**Information shown**
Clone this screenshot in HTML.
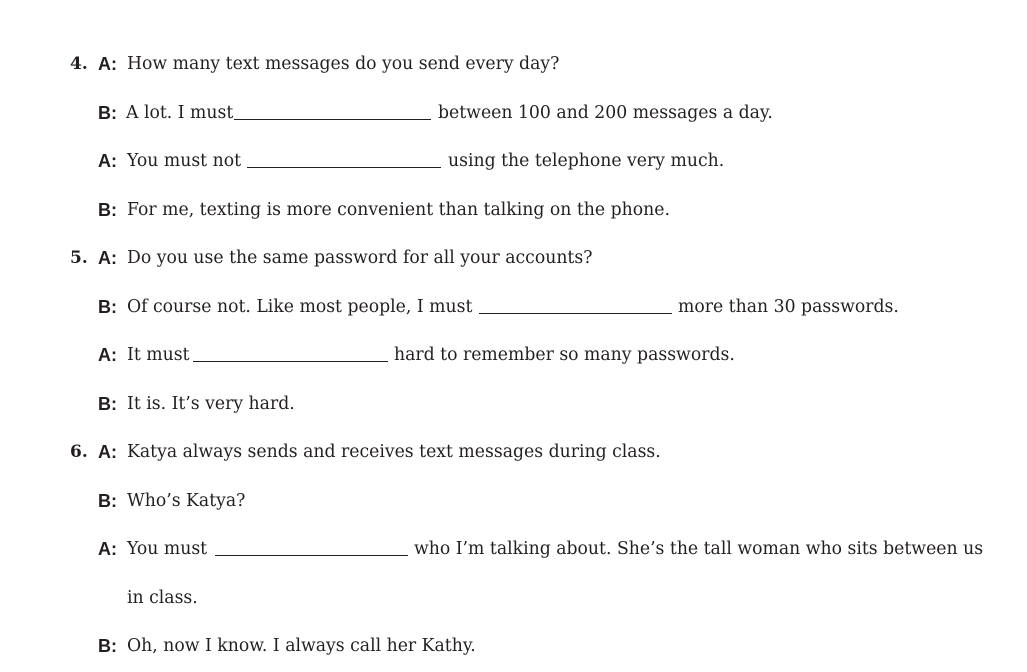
<!DOCTYPE html>
<html><head><meta charset="utf-8"><style>
html,body{margin:0;padding:0;background:#fff;}
body{width:1027px;height:672px;position:relative;overflow:hidden;color:#231f20;}
.t{position:absolute;font-family:"DejaVu Serif",serif;font-size:17.25px;line-height:22px;white-space:nowrap;}
.n{font-weight:bold;font-size:17px;}
.s{position:absolute;font-family:"Liberation Sans",sans-serif;font-weight:bold;font-size:18px;line-height:22px;}
.b{position:absolute;height:1px;background:#231f20;}
</style></head><body>
<div class="t n" style="left:70px;top:53px">4.</div>
<div class="s" style="left:98px;top:53px">A:</div>
<div class="t" style="left:127px;top:53px">How many text messages do you send every day?</div>

<div class="s" style="left:98px;top:102px">B:</div>
<div class="t" style="left:126px;top:102px">A lot. I must</div>
<div class="b" style="left:234px;width:197px;top:119px"></div>
<div class="t" style="left:438px;top:102px">between 100 and 200 messages a day.</div>

<div class="s" style="left:98px;top:150px">A:</div>
<div class="t" style="left:127px;top:150px">You must not</div>
<div class="b" style="left:247px;width:194px;top:167px"></div>
<div class="t" style="left:448px;top:150px">using the telephone very much.</div>

<div class="s" style="left:98px;top:199px">B:</div>
<div class="t" style="left:127px;top:199px">For me, texting is more convenient than talking on the phone.</div>

<div class="t n" style="left:70px;top:247px">5.</div>
<div class="s" style="left:98px;top:247px">A:</div>
<div class="t" style="left:127px;top:247px">Do you use the same password for all your accounts?</div>

<div class="s" style="left:98px;top:296px">B:</div>
<div class="t" style="left:127px;top:296px">Of course not. Like most people, I must</div>
<div class="b" style="left:479px;width:193px;top:313px"></div>
<div class="t" style="left:678px;top:296px">more than 30 passwords.</div>

<div class="s" style="left:98px;top:344px">A:</div>
<div class="t" style="left:127px;top:344px">It must</div>
<div class="b" style="left:193px;width:195px;top:361px"></div>
<div class="t" style="left:394px;top:344px">hard to remember so many passwords.</div>

<div class="s" style="left:98px;top:393px">B:</div>
<div class="t" style="left:127px;top:393px">It is. It’s very hard.</div>

<div class="t n" style="left:70px;top:441px">6.</div>
<div class="s" style="left:98px;top:441px">A:</div>
<div class="t" style="left:127px;top:441px">Katya always sends and receives text messages during class.</div>

<div class="s" style="left:98px;top:490px">B:</div>
<div class="t" style="left:127px;top:490px">Who’s Katya?</div>

<div class="s" style="left:98px;top:538px">A:</div>
<div class="t" style="left:127px;top:538px">You must</div>
<div class="b" style="left:215px;width:193px;top:555px"></div>
<div class="t" style="left:414px;top:538px">who I’m talking about. She’s the tall woman who sits between us</div>

<div class="t" style="left:127px;top:587px">in class.</div>

<div class="s" style="left:98px;top:635px">B:</div>
<div class="t" style="left:127px;top:635px">Oh, now I know. I always call her Kathy.</div>
</body></html>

**Exercise details**
Return, unchanged, the lines from the first line of the material through the line that holds "send every day?</div>", inclusive, omitting pictures.

**Solution to this exercise**
Clone this screenshot in HTML.
<!DOCTYPE html>
<html><head><meta charset="utf-8"><style>
html,body{margin:0;padding:0;background:#fff;}
body{width:1027px;height:672px;position:relative;overflow:hidden;color:#231f20;}
.t{position:absolute;font-family:"DejaVu Serif",serif;font-size:17.25px;line-height:22px;white-space:nowrap;}
.n{font-weight:bold;font-size:17px;}
.s{position:absolute;font-family:"Liberation Sans",sans-serif;font-weight:bold;font-size:18px;line-height:22px;}
.b{position:absolute;height:1px;background:#231f20;}
</style></head><body>
<div class="t n" style="left:70px;top:53px">4.</div>
<div class="s" style="left:98px;top:53px">A:</div>
<div class="t" style="left:127px;top:53px">How many text messages do you send every day?</div>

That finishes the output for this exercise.